Render the material again word for word, skipping the pictures in it.

▶ **DATA EXCERPT**
────

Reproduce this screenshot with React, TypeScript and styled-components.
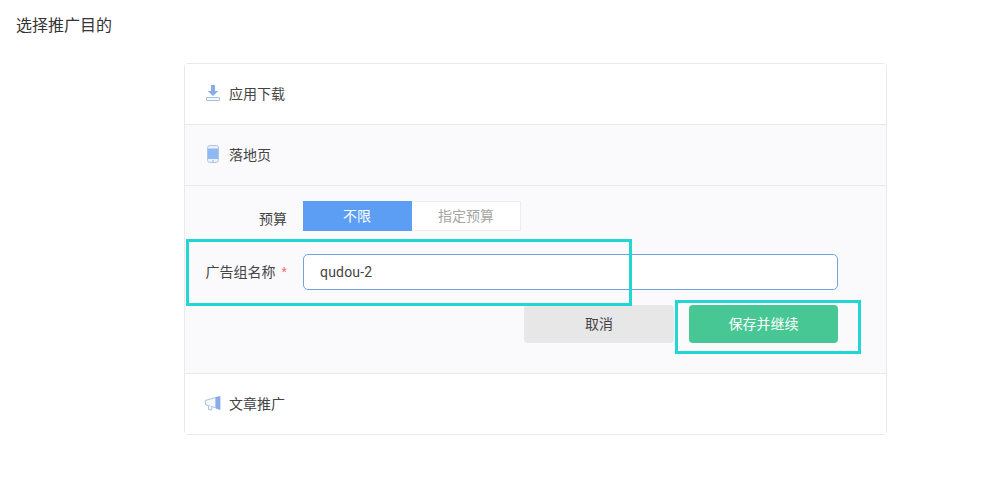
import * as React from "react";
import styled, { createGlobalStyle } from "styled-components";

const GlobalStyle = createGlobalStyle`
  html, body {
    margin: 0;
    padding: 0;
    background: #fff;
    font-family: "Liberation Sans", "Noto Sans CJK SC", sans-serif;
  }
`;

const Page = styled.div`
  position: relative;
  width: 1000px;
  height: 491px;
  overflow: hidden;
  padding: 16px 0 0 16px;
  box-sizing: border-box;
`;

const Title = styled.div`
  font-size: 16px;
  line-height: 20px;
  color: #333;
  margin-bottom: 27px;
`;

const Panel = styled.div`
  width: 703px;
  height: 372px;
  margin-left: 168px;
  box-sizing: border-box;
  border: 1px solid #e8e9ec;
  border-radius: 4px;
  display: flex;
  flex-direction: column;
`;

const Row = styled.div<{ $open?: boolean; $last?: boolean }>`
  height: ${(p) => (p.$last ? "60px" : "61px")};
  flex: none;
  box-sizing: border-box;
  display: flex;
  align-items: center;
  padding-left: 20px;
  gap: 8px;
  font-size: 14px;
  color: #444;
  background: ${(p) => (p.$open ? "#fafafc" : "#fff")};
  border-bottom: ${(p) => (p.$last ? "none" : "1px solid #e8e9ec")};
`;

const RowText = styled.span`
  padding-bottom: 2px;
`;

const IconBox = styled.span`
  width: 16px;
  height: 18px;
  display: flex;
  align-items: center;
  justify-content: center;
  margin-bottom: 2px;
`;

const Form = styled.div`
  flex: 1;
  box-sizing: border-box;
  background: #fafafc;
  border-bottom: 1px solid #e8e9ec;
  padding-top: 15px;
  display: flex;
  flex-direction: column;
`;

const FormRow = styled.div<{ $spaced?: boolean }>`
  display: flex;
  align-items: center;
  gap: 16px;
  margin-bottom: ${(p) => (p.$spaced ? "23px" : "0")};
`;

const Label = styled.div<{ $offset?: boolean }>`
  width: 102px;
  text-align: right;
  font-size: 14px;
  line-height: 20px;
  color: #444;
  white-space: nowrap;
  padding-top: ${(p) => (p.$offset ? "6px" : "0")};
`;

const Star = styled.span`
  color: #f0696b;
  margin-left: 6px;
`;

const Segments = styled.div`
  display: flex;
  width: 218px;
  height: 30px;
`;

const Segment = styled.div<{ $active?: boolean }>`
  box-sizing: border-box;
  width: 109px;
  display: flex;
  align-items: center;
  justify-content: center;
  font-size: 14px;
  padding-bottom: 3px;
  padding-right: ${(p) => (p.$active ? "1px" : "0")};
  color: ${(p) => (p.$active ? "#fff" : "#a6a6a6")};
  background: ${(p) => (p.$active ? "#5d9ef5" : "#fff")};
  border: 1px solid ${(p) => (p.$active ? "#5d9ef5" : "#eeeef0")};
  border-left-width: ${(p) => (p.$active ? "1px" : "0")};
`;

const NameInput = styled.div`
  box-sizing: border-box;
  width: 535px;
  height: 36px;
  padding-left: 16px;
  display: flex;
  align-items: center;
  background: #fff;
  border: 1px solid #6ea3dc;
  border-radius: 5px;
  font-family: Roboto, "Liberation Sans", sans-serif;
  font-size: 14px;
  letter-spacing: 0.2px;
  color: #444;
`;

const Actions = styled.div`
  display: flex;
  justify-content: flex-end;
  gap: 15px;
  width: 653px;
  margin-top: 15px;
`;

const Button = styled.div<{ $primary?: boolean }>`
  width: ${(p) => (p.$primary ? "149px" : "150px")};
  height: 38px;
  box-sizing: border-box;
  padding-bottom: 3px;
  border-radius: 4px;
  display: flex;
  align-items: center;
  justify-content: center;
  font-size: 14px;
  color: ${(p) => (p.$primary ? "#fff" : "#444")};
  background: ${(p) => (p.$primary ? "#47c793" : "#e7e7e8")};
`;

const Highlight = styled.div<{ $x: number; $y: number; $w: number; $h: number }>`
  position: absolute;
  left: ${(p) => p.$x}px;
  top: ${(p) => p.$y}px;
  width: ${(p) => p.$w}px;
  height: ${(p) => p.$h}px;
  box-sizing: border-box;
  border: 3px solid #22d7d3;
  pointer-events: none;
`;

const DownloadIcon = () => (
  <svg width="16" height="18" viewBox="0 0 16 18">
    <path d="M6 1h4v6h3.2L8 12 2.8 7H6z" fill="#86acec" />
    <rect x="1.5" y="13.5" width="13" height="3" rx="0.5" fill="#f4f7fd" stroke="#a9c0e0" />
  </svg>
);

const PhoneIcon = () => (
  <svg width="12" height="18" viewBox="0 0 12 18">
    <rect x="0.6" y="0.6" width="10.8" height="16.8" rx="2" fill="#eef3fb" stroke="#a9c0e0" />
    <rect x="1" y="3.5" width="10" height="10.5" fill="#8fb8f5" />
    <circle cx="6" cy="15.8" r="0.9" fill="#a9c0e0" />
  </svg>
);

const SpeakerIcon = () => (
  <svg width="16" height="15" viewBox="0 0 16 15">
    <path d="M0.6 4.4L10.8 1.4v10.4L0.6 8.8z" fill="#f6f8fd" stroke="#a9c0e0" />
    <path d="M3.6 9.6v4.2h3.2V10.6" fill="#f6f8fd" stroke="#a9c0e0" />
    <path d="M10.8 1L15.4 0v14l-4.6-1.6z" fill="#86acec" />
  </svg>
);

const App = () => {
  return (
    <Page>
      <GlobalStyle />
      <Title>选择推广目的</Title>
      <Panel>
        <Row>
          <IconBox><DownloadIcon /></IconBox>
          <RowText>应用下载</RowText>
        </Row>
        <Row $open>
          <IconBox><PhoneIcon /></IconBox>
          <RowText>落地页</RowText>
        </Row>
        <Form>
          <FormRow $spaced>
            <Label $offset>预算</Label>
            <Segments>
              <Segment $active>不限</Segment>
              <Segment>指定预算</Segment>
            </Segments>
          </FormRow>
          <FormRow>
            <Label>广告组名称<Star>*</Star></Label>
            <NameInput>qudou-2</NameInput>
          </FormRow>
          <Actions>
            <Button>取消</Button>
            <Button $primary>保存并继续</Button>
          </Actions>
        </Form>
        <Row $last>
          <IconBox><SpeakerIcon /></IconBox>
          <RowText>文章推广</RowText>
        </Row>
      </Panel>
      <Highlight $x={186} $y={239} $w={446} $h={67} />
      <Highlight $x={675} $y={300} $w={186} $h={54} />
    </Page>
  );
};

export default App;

────

▶ **RESULT**
Reproduce this screenshot with React, TypeScript and styled-components.
import * as React from "react";
import styled, { createGlobalStyle } from "styled-components";

const GlobalStyle = createGlobalStyle`
  html, body {
    margin: 0;
    padding: 0;
    background: #fff;
    font-family: "Liberation Sans", "Noto Sans CJK SC", sans-serif;
  }
`;

const Page = styled.div`
  position: relative;
  width: 1000px;
  height: 491px;
  overflow: hidden;
  padding: 16px 0 0 16px;
  box-sizing: border-box;
`;

const Title = styled.div`
  font-size: 16px;
  line-height: 20px;
  color: #333;
  margin-bottom: 27px;
`;

const Panel = styled.div`
  width: 703px;
  height: 372px;
  margin-left: 168px;
  box-sizing: border-box;
  border: 1px solid #e8e9ec;
  border-radius: 4px;
  display: flex;
  flex-direction: column;
`;

const Row = styled.div<{ $open?: boolean; $last?: boolean }>`
  height: ${(p) => (p.$last ? "60px" : "61px")};
  flex: none;
  box-sizing: border-box;
  display: flex;
  align-items: center;
  padding-left: 20px;
  gap: 8px;
  font-size: 14px;
  color: #444;
  background: ${(p) => (p.$open ? "#fafafc" : "#fff")};
  border-bottom: ${(p) => (p.$last ? "none" : "1px solid #e8e9ec")};
`;

const RowText = styled.span`
  padding-bottom: 2px;
`;

const IconBox = styled.span`
  width: 16px;
  height: 18px;
  display: flex;
  align-items: center;
  justify-content: center;
  margin-bottom: 2px;
`;

const Form = styled.div`
  flex: 1;
  box-sizing: border-box;
  background: #fafafc;
  border-bottom: 1px solid #e8e9ec;
  padding-top: 15px;
  display: flex;
  flex-direction: column;
`;

const FormRow = styled.div<{ $spaced?: boolean }>`
  display: flex;
  align-items: center;
  gap: 16px;
  margin-bottom: ${(p) => (p.$spaced ? "23px" : "0")};
`;

const Label = styled.div<{ $offset?: boolean }>`
  width: 102px;
  text-align: right;
  font-size: 14px;
  line-height: 20px;
  color: #444;
  white-space: nowrap;
  padding-top: ${(p) => (p.$offset ? "6px" : "0")};
`;

const Star = styled.span`
  color: #f0696b;
  margin-left: 6px;
`;

const Segments = styled.div`
  display: flex;
  width: 218px;
  height: 30px;
`;

const Segment = styled.div<{ $active?: boolean }>`
  box-sizing: border-box;
  width: 109px;
  display: flex;
  align-items: center;
  justify-content: center;
  font-size: 14px;
  padding-bottom: 3px;
  padding-right: ${(p) => (p.$active ? "1px" : "0")};
  color: ${(p) => (p.$active ? "#fff" : "#a6a6a6")};
  background: ${(p) => (p.$active ? "#5d9ef5" : "#fff")};
  border: 1px solid ${(p) => (p.$active ? "#5d9ef5" : "#eeeef0")};
  border-left-width: ${(p) => (p.$active ? "1px" : "0")};
`;

const NameInput = styled.div`
  box-sizing: border-box;
  width: 535px;
  height: 36px;
  padding-left: 16px;
  display: flex;
  align-items: center;
  background: #fff;
  border: 1px solid #6ea3dc;
  border-radius: 5px;
  font-family: Roboto, "Liberation Sans", sans-serif;
  font-size: 14px;
  letter-spacing: 0.2px;
  color: #444;
`;

const Actions = styled.div`
  display: flex;
  justify-content: flex-end;
  gap: 15px;
  width: 653px;
  margin-top: 15px;
`;

const Button = styled.div<{ $primary?: boolean }>`
  width: ${(p) => (p.$primary ? "149px" : "150px")};
  height: 38px;
  box-sizing: border-box;
  padding-bottom: 3px;
  border-radius: 4px;
  display: flex;
  align-items: center;
  justify-content: center;
  font-size: 14px;
  color: ${(p) => (p.$primary ? "#fff" : "#444")};
  background: ${(p) => (p.$primary ? "#47c793" : "#e7e7e8")};
`;

const Highlight = styled.div<{ $x: number; $y: number; $w: number; $h: number }>`
  position: absolute;
  left: ${(p) => p.$x}px;
  top: ${(p) => p.$y}px;
  width: ${(p) => p.$w}px;
  height: ${(p) => p.$h}px;
  box-sizing: border-box;
  border: 3px solid #22d7d3;
  pointer-events: none;
`;

const DownloadIcon = () => (
  <svg width="16" height="18" viewBox="0 0 16 18">
    <path d="M6 1h4v6h3.2L8 12 2.8 7H6z" fill="#86acec" />
    <rect x="1.5" y="13.5" width="13" height="3" rx="0.5" fill="#f4f7fd" stroke="#a9c0e0" />
  </svg>
);

const PhoneIcon = () => (
  <svg width="12" height="18" viewBox="0 0 12 18">
    <rect x="0.6" y="0.6" width="10.8" height="16.8" rx="2" fill="#eef3fb" stroke="#a9c0e0" />
    <rect x="1" y="3.5" width="10" height="10.5" fill="#8fb8f5" />
    <circle cx="6" cy="15.8" r="0.9" fill="#a9c0e0" />
  </svg>
);

const SpeakerIcon = () => (
  <svg width="16" height="15" viewBox="0 0 16 15">
    <path d="M0.6 4.4L10.8 1.4v10.4L0.6 8.8z" fill="#f6f8fd" stroke="#a9c0e0" />
    <path d="M3.6 9.6v4.2h3.2V10.6" fill="#f6f8fd" stroke="#a9c0e0" />
    <path d="M10.8 1L15.4 0v14l-4.6-1.6z" fill="#86acec" />
  </svg>
);

const App = () => {
  return (
    <Page>
      <GlobalStyle />
      <Title>选择推广目的</Title>
      <Panel>
        <Row>
          <IconBox><DownloadIcon /></IconBox>
          <RowText>应用下载</RowText>
        </Row>
        <Row $open>
          <IconBox><PhoneIcon /></IconBox>
          <RowText>落地页</RowText>
        </Row>
        <Form>
          <FormRow $spaced>
            <Label $offset>预算</Label>
            <Segments>
              <Segment $active>不限</Segment>
              <Segment>指定预算</Segment>
            </Segments>
          </FormRow>
          <FormRow>
            <Label>广告组名称<Star>*</Star></Label>
            <NameInput>qudou-2</NameInput>
          </FormRow>
          <Actions>
            <Button>取消</Button>
            <Button $primary>保存并继续</Button>
          </Actions>
        </Form>
        <Row $last>
          <IconBox><SpeakerIcon /></IconBox>
          <RowText>文章推广</RowText>
        </Row>
      </Panel>
      <Highlight $x={186} $y={239} $w={446} $h={67} />
      <Highlight $x={675} $y={300} $w={186} $h={54} />
    </Page>
  );
};

export default App;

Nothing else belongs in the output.